======== Available data ========

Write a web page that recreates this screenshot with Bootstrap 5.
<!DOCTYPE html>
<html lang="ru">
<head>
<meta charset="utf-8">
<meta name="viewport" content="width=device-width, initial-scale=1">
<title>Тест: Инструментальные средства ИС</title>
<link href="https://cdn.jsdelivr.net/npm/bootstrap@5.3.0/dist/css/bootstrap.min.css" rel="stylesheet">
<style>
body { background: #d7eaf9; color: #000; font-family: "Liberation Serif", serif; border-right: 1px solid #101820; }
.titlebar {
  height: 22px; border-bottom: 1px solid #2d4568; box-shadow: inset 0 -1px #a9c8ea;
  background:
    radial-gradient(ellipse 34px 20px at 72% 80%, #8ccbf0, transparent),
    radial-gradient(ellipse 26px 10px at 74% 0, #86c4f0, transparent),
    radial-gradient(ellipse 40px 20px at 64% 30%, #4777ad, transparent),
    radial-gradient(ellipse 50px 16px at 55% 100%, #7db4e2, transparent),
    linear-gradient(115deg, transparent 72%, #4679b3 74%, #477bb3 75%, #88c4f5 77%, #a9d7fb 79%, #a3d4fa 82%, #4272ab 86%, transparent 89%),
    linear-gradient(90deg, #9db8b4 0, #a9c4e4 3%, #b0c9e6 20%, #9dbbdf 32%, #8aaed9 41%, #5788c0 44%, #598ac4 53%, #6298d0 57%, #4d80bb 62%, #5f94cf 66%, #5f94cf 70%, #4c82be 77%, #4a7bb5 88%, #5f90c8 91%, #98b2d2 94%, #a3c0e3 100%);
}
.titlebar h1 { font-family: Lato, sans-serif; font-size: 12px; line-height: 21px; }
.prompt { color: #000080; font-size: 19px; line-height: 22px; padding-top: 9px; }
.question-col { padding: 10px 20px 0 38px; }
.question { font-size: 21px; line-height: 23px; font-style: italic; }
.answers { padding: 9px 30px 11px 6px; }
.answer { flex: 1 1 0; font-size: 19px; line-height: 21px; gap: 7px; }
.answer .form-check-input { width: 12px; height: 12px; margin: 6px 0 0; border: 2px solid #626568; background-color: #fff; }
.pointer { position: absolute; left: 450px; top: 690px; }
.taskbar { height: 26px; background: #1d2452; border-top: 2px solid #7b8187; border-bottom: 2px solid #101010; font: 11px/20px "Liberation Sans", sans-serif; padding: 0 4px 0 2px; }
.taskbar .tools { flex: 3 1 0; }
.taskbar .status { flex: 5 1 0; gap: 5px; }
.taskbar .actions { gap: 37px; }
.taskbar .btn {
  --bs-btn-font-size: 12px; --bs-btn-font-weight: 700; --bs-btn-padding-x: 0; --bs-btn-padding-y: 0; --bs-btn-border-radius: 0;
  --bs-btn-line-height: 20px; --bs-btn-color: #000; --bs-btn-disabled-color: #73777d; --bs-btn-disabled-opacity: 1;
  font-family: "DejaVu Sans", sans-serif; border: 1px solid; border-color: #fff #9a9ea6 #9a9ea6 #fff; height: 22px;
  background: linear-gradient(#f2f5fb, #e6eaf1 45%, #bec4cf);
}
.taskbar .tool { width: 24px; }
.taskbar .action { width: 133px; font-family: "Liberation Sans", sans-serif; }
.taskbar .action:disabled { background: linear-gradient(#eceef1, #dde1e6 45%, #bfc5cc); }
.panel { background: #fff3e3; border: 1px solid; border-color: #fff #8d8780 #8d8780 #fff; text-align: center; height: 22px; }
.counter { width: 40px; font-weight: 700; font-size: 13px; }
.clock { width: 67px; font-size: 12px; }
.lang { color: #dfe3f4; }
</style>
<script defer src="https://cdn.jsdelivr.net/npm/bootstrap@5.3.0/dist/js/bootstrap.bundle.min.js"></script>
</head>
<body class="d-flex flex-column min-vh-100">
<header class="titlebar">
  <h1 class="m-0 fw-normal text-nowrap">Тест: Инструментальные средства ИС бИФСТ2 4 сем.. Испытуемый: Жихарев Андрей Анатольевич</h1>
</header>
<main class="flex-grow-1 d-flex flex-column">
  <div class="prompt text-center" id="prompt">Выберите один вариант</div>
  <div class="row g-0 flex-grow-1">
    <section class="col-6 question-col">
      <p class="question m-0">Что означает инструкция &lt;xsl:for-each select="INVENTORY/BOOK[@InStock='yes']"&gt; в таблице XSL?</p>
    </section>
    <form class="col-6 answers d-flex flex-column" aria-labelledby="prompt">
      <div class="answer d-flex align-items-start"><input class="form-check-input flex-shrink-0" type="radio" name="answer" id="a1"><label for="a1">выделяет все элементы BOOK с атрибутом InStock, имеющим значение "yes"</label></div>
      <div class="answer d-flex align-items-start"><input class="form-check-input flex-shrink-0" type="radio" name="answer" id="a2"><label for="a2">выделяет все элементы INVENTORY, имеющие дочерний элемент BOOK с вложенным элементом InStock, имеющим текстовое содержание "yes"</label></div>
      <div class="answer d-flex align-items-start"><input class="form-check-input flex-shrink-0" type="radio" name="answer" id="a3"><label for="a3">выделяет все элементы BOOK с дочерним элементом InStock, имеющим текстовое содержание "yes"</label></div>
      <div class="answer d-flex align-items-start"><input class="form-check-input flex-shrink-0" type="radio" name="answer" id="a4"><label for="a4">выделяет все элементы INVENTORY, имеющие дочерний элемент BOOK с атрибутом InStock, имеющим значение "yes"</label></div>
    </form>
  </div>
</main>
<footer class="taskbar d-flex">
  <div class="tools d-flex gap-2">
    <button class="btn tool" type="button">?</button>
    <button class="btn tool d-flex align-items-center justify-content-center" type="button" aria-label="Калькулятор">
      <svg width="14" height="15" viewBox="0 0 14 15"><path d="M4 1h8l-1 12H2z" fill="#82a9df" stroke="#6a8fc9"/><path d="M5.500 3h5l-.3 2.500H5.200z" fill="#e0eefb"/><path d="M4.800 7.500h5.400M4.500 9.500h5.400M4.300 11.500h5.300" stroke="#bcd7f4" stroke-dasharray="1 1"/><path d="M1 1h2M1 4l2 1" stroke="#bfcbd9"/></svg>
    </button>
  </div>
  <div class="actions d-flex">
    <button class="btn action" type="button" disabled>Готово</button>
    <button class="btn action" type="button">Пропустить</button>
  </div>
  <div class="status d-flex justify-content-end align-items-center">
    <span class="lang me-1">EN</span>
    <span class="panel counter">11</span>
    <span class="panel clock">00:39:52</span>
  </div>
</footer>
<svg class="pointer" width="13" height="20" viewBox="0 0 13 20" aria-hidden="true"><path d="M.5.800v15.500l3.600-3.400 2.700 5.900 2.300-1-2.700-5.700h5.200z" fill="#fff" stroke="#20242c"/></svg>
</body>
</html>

========

* [Exercise objective]:
Please reproduce the entire listing, exactly as shown.

* [Response below]:
Write a web page that recreates this screenshot with Bootstrap 5.
<!DOCTYPE html>
<html lang="ru">
<head>
<meta charset="utf-8">
<meta name="viewport" content="width=device-width, initial-scale=1">
<title>Тест: Инструментальные средства ИС</title>
<link href="https://cdn.jsdelivr.net/npm/bootstrap@5.3.0/dist/css/bootstrap.min.css" rel="stylesheet">
<style>
body { background: #d7eaf9; color: #000; font-family: "Liberation Serif", serif; border-right: 1px solid #101820; }
.titlebar {
  height: 22px; border-bottom: 1px solid #2d4568; box-shadow: inset 0 -1px #a9c8ea;
  background:
    radial-gradient(ellipse 34px 20px at 72% 80%, #8ccbf0, transparent),
    radial-gradient(ellipse 26px 10px at 74% 0, #86c4f0, transparent),
    radial-gradient(ellipse 40px 20px at 64% 30%, #4777ad, transparent),
    radial-gradient(ellipse 50px 16px at 55% 100%, #7db4e2, transparent),
    linear-gradient(115deg, transparent 72%, #4679b3 74%, #477bb3 75%, #88c4f5 77%, #a9d7fb 79%, #a3d4fa 82%, #4272ab 86%, transparent 89%),
    linear-gradient(90deg, #9db8b4 0, #a9c4e4 3%, #b0c9e6 20%, #9dbbdf 32%, #8aaed9 41%, #5788c0 44%, #598ac4 53%, #6298d0 57%, #4d80bb 62%, #5f94cf 66%, #5f94cf 70%, #4c82be 77%, #4a7bb5 88%, #5f90c8 91%, #98b2d2 94%, #a3c0e3 100%);
}
.titlebar h1 { font-family: Lato, sans-serif; font-size: 12px; line-height: 21px; }
.prompt { color: #000080; font-size: 19px; line-height: 22px; padding-top: 9px; }
.question-col { padding: 10px 20px 0 38px; }
.question { font-size: 21px; line-height: 23px; font-style: italic; }
.answers { padding: 9px 30px 11px 6px; }
.answer { flex: 1 1 0; font-size: 19px; line-height: 21px; gap: 7px; }
.answer .form-check-input { width: 12px; height: 12px; margin: 6px 0 0; border: 2px solid #626568; background-color: #fff; }
.pointer { position: absolute; left: 450px; top: 690px; }
.taskbar { height: 26px; background: #1d2452; border-top: 2px solid #7b8187; border-bottom: 2px solid #101010; font: 11px/20px "Liberation Sans", sans-serif; padding: 0 4px 0 2px; }
.taskbar .tools { flex: 3 1 0; }
.taskbar .status { flex: 5 1 0; gap: 5px; }
.taskbar .actions { gap: 37px; }
.taskbar .btn {
  --bs-btn-font-size: 12px; --bs-btn-font-weight: 700; --bs-btn-padding-x: 0; --bs-btn-padding-y: 0; --bs-btn-border-radius: 0;
  --bs-btn-line-height: 20px; --bs-btn-color: #000; --bs-btn-disabled-color: #73777d; --bs-btn-disabled-opacity: 1;
  font-family: "DejaVu Sans", sans-serif; border: 1px solid; border-color: #fff #9a9ea6 #9a9ea6 #fff; height: 22px;
  background: linear-gradient(#f2f5fb, #e6eaf1 45%, #bec4cf);
}
.taskbar .tool { width: 24px; }
.taskbar .action { width: 133px; font-family: "Liberation Sans", sans-serif; }
.taskbar .action:disabled { background: linear-gradient(#eceef1, #dde1e6 45%, #bfc5cc); }
.panel { background: #fff3e3; border: 1px solid; border-color: #fff #8d8780 #8d8780 #fff; text-align: center; height: 22px; }
.counter { width: 40px; font-weight: 700; font-size: 13px; }
.clock { width: 67px; font-size: 12px; }
.lang { color: #dfe3f4; }
</style>
<script defer src="https://cdn.jsdelivr.net/npm/bootstrap@5.3.0/dist/js/bootstrap.bundle.min.js"></script>
</head>
<body class="d-flex flex-column min-vh-100">
<header class="titlebar">
  <h1 class="m-0 fw-normal text-nowrap">Тест: Инструментальные средства ИС бИФСТ2 4 сем.. Испытуемый: Жихарев Андрей Анатольевич</h1>
</header>
<main class="flex-grow-1 d-flex flex-column">
  <div class="prompt text-center" id="prompt">Выберите один вариант</div>
  <div class="row g-0 flex-grow-1">
    <section class="col-6 question-col">
      <p class="question m-0">Что означает инструкция &lt;xsl:for-each select="INVENTORY/BOOK[@InStock='yes']"&gt; в таблице XSL?</p>
    </section>
    <form class="col-6 answers d-flex flex-column" aria-labelledby="prompt">
      <div class="answer d-flex align-items-start"><input class="form-check-input flex-shrink-0" type="radio" name="answer" id="a1"><label for="a1">выделяет все элементы BOOK с атрибутом InStock, имеющим значение "yes"</label></div>
      <div class="answer d-flex align-items-start"><input class="form-check-input flex-shrink-0" type="radio" name="answer" id="a2"><label for="a2">выделяет все элементы INVENTORY, имеющие дочерний элемент BOOK с вложенным элементом InStock, имеющим текстовое содержание "yes"</label></div>
      <div class="answer d-flex align-items-start"><input class="form-check-input flex-shrink-0" type="radio" name="answer" id="a3"><label for="a3">выделяет все элементы BOOK с дочерним элементом InStock, имеющим текстовое содержание "yes"</label></div>
      <div class="answer d-flex align-items-start"><input class="form-check-input flex-shrink-0" type="radio" name="answer" id="a4"><label for="a4">выделяет все элементы INVENTORY, имеющие дочерний элемент BOOK с атрибутом InStock, имеющим значение "yes"</label></div>
    </form>
  </div>
</main>
<footer class="taskbar d-flex">
  <div class="tools d-flex gap-2">
    <button class="btn tool" type="button">?</button>
    <button class="btn tool d-flex align-items-center justify-content-center" type="button" aria-label="Калькулятор">
      <svg width="14" height="15" viewBox="0 0 14 15"><path d="M4 1h8l-1 12H2z" fill="#82a9df" stroke="#6a8fc9"/><path d="M5.500 3h5l-.3 2.500H5.200z" fill="#e0eefb"/><path d="M4.800 7.500h5.400M4.500 9.500h5.400M4.300 11.500h5.300" stroke="#bcd7f4" stroke-dasharray="1 1"/><path d="M1 1h2M1 4l2 1" stroke="#bfcbd9"/></svg>
    </button>
  </div>
  <div class="actions d-flex">
    <button class="btn action" type="button" disabled>Готово</button>
    <button class="btn action" type="button">Пропустить</button>
  </div>
  <div class="status d-flex justify-content-end align-items-center">
    <span class="lang me-1">EN</span>
    <span class="panel counter">11</span>
    <span class="panel clock">00:39:52</span>
  </div>
</footer>
<svg class="pointer" width="13" height="20" viewBox="0 0 13 20" aria-hidden="true"><path d="M.5.800v15.500l3.600-3.400 2.700 5.900 2.300-1-2.700-5.700h5.200z" fill="#fff" stroke="#20242c"/></svg>
</body>
</html>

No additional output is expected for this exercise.